Other than Rand’s books, the capitalist’s portrayal in popular culture has been almost exclusively negative, from the novels of Charles Dickens to the movie Wall Street; her writing has served as an antidote for that stereotype for several generations. In 1991, the Library of Congress took a poll to see which books most influenced the lives of Americans. Atlas Shrugged came in second, below only the Bible. Because of her gift for influencing young people on an emotional level—which the left has long known is the easiest way to reach them—she is definitely not welcome on campus.

Jones quotes author Jennifer Washburn, the Frederic Ewen Academic Freedom Fellow at NYU, who said of Allison’s strings-attached generosity that “if universities continue down this path…they will undermine the public trust and the very reason for their existence.”

She is obviously unaware that universities have been losing much of the public’s trust for a long time, largely because they reject middle class values of faith, capitalism, and patriotism. In fact, it may be that if the now-mainstream universities cannot find a way to take in more outside influences, they will gradually become marginalized.

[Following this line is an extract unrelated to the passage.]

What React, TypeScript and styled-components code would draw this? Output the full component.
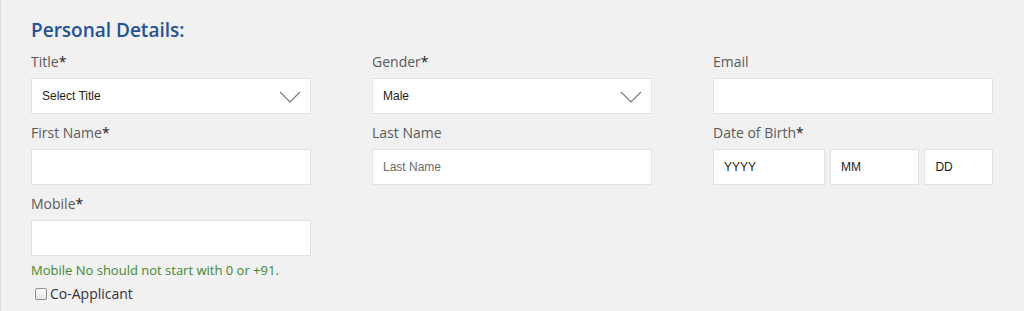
import styled, { createGlobalStyle } from "styled-components";

const GlobalStyle = createGlobalStyle`
  html, body {
    margin: 0;
    padding: 0;
    background: #f1f1f1;
  }
  * {
    box-sizing: border-box;
  }
`;

const StyledPage = styled.div`
  width: 1024px;
  height: 311px;
  overflow: hidden;
  background: #f1f1f1;
  border-left: 1px solid #dcdcdc;
  padding: 16px 0 0 30px;
  font-family: "Open Sans", sans-serif;
`;

const StyledHeading = styled.h2`
  margin: 0 0 8px;
  font-size: 19px;
  font-weight: 600;
  line-height: 28px;
  color: #22529a;
`;

const StyledGrid = styled.div`
  display: grid;
  grid-template-columns: repeat(3, 280px);
  column-gap: 61px;
  row-gap: 9px;
`;

const StyledField = styled.div`
  display: flex;
  flex-direction: column;
`;

const StyledLabel = styled.label`
  font-size: 14px;
  line-height: 20px;
  color: #5a5a5a;
  margin-bottom: 6px;
`;

const StyledStar = styled.span`
  color: #222;
`;

const StyledInputBox = styled.div<{ $width?: string }>`
  position: relative;
  display: flex;
  align-items: center;
  height: 36px;
  width: ${(p) => p.$width || "100%"};
  background: #fff;
  border: 1px solid #e2e2e2;
  padding: 0 10px;
  font-family: "Liberation Sans", Arial, sans-serif;
  font-size: 12px;
  color: ${(p) => (p.theme.placeholder ? "#6b6b6b" : "#1e1e1e")};
`;

const StyledDateRow = styled.div`
  display: flex;
  gap: 5px;
`;

const StyledChevron = styled.svg`
  position: absolute;
  right: 9px;
  top: 12px;
`;

const StyledHelp = styled.div`
  margin-top: 5px;
  font-size: 13px;
  line-height: 18px;
  color: #3d8a2f;
`;

const StyledCheckRow = styled.label`
  display: flex;
  align-items: center;
  gap: 3px;
  margin-top: 5px;
  margin-left: 4px;
  font-size: 14px;
  line-height: 20px;
  color: #333;
`;

const StyledCheckbox = styled.span`
  display: inline-block;
  width: 12px;
  height: 12px;
  border: 1px solid #8f8f8f;
  border-radius: 2px;
  background: linear-gradient(#fdfdfd, #e6e6e6);
`;

const Chevron = () => (
  <StyledChevron width="22" height="12" viewBox="0 0 22 12">
    <path d="M1 1 L11 11 L21 1" fill="none" stroke="#7a7a7a" strokeWidth="1.2" />
  </StyledChevron>
);

interface IFieldProps {
  label: string;
  required?: boolean;
  children?: React.ReactNode;
}

const Field = ({ label, required, children }: IFieldProps) => (
  <StyledField>
    <StyledLabel>
      {label}
      {required && <StyledStar>*</StyledStar>}
    </StyledLabel>
    {children}
  </StyledField>
);

export default function App() {
  return (
    <>
      <GlobalStyle />
      <StyledPage>
        <StyledHeading>Personal Details:</StyledHeading>
        <StyledGrid>
          <Field label="Title" required>
            <StyledInputBox>
              Select Title
              <Chevron />
            </StyledInputBox>
          </Field>
          <Field label="Gender" required>
            <StyledInputBox>
              Male
              <Chevron />
            </StyledInputBox>
          </Field>
          <Field label="Email">
            <StyledInputBox />
          </Field>

          <Field label="First Name" required>
            <StyledInputBox />
          </Field>
          <Field label="Last Name">
            <StyledInputBox theme={{ placeholder: true }}>Last Name</StyledInputBox>
          </Field>
          <Field label="Date of Birth" required>
            <StyledDateRow>
              <StyledInputBox $width="113px">YYYY</StyledInputBox>
              <StyledInputBox $width="90px">MM</StyledInputBox>
              <StyledInputBox $width="69px">DD</StyledInputBox>
            </StyledDateRow>
          </Field>

          <Field label="Mobile" required>
            <StyledInputBox />
            <StyledHelp>Mobile No should not start with 0 or +91.</StyledHelp>
            <StyledCheckRow>
              <StyledCheckbox />
              Co-Applicant
            </StyledCheckRow>
          </Field>
        </StyledGrid>
      </StyledPage>
    </>
  );
}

Perhaps it is time for a broader definition of “intellectual freedom” that supersedes the AAUP’s idea of “academic freedom.” One that welcomes influences from outside the narrow confines of academia and recognizes ideas that circulate in private industry, in churches, and in non-profit think tanks. The AAUP’s attack on John Alison shows that it is not really about the freedom of ideas, but about controlling which ideas academics are free to express.